━━━━━ Records to process

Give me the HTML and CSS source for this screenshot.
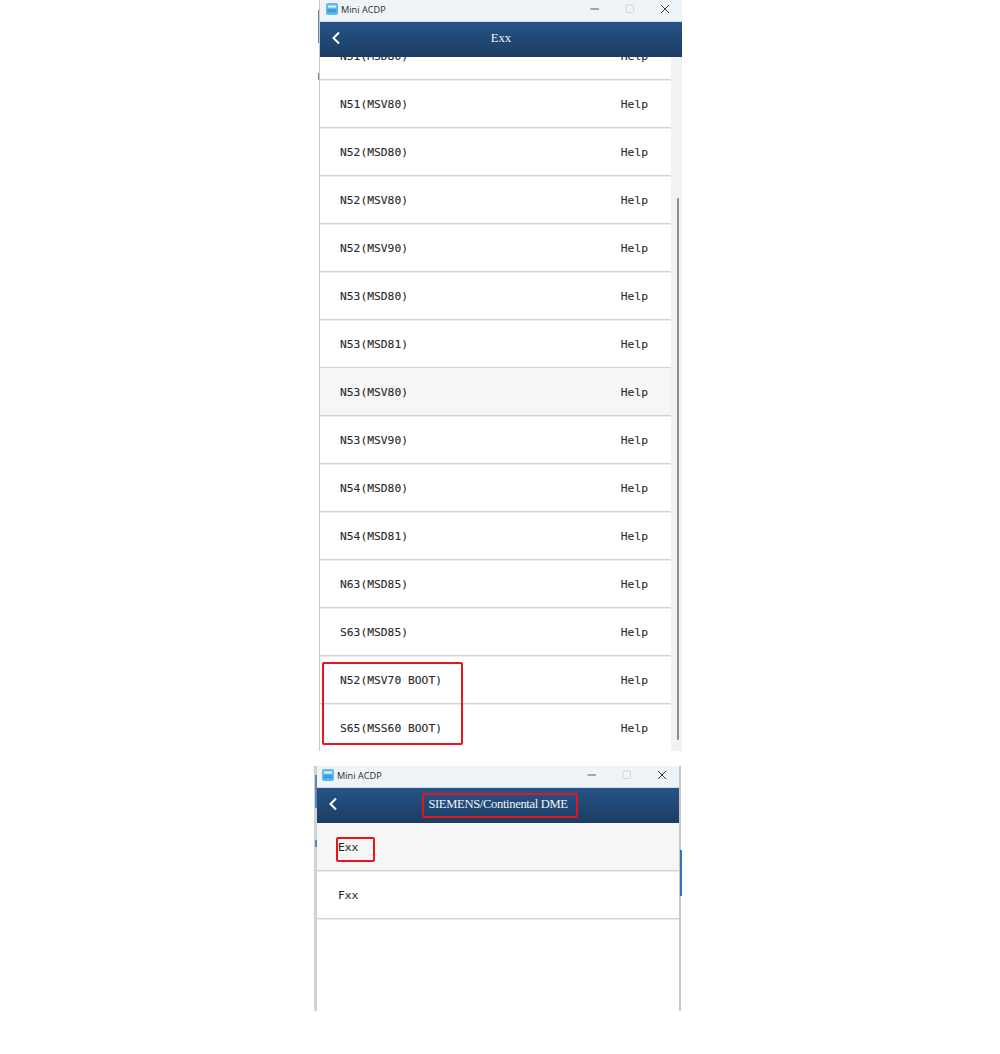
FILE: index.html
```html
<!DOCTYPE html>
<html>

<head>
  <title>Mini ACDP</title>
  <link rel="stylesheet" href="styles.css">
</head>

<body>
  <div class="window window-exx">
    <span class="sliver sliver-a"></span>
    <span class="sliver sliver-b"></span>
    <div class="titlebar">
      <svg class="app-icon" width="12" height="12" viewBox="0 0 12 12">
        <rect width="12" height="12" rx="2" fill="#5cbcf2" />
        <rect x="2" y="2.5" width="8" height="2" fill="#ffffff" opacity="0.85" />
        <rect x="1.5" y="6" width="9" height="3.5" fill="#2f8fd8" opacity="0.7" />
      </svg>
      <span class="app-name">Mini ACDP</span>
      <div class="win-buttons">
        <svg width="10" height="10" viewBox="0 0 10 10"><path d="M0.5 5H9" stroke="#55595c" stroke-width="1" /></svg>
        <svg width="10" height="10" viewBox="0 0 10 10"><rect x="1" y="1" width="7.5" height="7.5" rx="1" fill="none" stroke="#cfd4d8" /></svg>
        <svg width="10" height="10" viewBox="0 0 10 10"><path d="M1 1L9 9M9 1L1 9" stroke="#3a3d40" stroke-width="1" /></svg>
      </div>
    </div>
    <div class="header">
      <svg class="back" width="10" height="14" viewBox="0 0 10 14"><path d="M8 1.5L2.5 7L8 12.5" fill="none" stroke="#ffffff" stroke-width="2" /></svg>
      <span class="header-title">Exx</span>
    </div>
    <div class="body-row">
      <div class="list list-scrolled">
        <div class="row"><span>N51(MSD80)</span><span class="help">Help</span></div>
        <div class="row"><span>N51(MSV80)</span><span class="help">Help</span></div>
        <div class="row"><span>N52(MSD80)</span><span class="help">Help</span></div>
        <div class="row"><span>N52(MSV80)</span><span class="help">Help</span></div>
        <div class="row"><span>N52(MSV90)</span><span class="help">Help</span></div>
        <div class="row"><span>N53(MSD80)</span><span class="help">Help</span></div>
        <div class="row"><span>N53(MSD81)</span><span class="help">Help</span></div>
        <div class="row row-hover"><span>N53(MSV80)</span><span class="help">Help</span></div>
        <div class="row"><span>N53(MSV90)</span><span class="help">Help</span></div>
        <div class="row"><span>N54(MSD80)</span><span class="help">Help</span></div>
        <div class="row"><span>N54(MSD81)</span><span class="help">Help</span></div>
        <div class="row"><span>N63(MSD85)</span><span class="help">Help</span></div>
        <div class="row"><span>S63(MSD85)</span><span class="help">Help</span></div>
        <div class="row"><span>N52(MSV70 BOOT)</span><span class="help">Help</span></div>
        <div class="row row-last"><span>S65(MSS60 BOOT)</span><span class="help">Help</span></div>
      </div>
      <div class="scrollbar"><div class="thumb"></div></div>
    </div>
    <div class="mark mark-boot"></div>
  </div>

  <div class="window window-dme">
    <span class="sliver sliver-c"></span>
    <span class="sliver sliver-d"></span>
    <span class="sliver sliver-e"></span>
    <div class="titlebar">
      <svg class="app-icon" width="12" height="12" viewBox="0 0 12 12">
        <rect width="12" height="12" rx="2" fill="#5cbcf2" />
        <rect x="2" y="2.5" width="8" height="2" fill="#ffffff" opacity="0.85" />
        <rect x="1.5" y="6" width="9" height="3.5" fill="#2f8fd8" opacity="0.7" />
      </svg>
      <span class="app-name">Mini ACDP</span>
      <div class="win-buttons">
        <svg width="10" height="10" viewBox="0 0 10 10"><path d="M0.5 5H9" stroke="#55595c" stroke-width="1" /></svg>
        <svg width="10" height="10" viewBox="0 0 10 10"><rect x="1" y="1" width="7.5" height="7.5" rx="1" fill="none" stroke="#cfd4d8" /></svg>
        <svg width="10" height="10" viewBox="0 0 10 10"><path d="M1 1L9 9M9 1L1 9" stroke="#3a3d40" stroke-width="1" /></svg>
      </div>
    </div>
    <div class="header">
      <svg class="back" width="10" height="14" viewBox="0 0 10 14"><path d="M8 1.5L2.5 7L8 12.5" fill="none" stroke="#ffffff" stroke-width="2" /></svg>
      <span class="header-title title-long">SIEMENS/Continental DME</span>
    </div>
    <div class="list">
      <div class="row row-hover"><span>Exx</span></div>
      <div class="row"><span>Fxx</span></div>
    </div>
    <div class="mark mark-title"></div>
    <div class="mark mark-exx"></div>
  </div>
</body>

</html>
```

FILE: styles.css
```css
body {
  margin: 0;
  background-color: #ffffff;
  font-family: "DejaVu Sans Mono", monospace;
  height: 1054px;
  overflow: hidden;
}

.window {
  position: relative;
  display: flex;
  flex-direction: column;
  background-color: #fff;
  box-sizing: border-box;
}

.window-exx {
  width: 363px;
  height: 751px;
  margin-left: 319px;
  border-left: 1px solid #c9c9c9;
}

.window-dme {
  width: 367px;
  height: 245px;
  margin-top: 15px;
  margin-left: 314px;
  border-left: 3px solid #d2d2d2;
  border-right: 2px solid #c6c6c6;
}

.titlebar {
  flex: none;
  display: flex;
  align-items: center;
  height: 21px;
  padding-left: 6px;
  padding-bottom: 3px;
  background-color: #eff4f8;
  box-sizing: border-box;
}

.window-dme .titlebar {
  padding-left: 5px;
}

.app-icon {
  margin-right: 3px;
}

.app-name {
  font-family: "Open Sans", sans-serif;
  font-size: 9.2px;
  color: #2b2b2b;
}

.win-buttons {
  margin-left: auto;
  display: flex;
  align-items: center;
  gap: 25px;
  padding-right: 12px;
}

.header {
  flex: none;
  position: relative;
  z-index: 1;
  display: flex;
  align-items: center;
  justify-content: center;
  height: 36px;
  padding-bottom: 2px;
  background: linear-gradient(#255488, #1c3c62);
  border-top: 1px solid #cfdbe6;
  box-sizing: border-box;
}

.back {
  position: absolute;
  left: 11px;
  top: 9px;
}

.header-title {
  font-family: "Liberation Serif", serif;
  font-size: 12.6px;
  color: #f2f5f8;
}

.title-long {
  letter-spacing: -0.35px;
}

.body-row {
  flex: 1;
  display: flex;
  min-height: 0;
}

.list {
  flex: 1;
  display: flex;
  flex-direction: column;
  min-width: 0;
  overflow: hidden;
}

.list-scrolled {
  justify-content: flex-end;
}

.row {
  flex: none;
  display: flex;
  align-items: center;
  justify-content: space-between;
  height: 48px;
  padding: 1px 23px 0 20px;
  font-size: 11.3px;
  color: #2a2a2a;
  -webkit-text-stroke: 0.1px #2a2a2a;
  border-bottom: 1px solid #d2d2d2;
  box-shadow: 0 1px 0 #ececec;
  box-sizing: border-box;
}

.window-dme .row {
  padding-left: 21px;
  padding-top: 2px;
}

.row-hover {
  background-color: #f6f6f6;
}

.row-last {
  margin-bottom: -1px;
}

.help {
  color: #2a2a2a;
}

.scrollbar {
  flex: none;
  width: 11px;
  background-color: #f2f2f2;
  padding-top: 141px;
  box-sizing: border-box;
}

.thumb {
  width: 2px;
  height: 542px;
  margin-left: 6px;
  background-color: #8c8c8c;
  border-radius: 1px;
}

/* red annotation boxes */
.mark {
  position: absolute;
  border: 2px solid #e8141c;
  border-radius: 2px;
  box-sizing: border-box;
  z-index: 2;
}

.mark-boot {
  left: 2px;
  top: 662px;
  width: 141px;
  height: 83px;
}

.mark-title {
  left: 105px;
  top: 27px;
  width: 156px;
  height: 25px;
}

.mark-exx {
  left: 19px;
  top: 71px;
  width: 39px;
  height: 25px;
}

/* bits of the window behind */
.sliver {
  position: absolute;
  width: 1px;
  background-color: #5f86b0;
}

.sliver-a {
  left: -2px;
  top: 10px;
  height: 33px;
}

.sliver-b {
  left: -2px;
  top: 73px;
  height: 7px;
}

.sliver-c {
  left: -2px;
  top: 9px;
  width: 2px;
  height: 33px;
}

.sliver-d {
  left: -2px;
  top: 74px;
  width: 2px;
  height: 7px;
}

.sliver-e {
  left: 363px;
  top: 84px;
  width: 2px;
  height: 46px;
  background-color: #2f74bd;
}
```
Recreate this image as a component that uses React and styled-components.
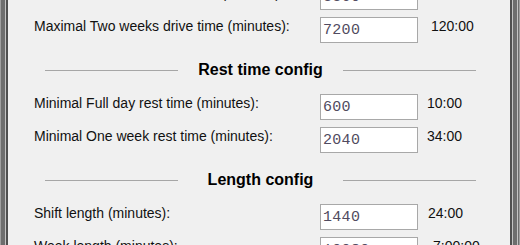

━━━━━━━━━━

* [The exercise]: Using the listing, collect all lines in which the string "this" is found.

* [Output of the task]:
Give me the HTML and CSS source for this screenshot.
Recreate this image as a component that uses React and styled-components.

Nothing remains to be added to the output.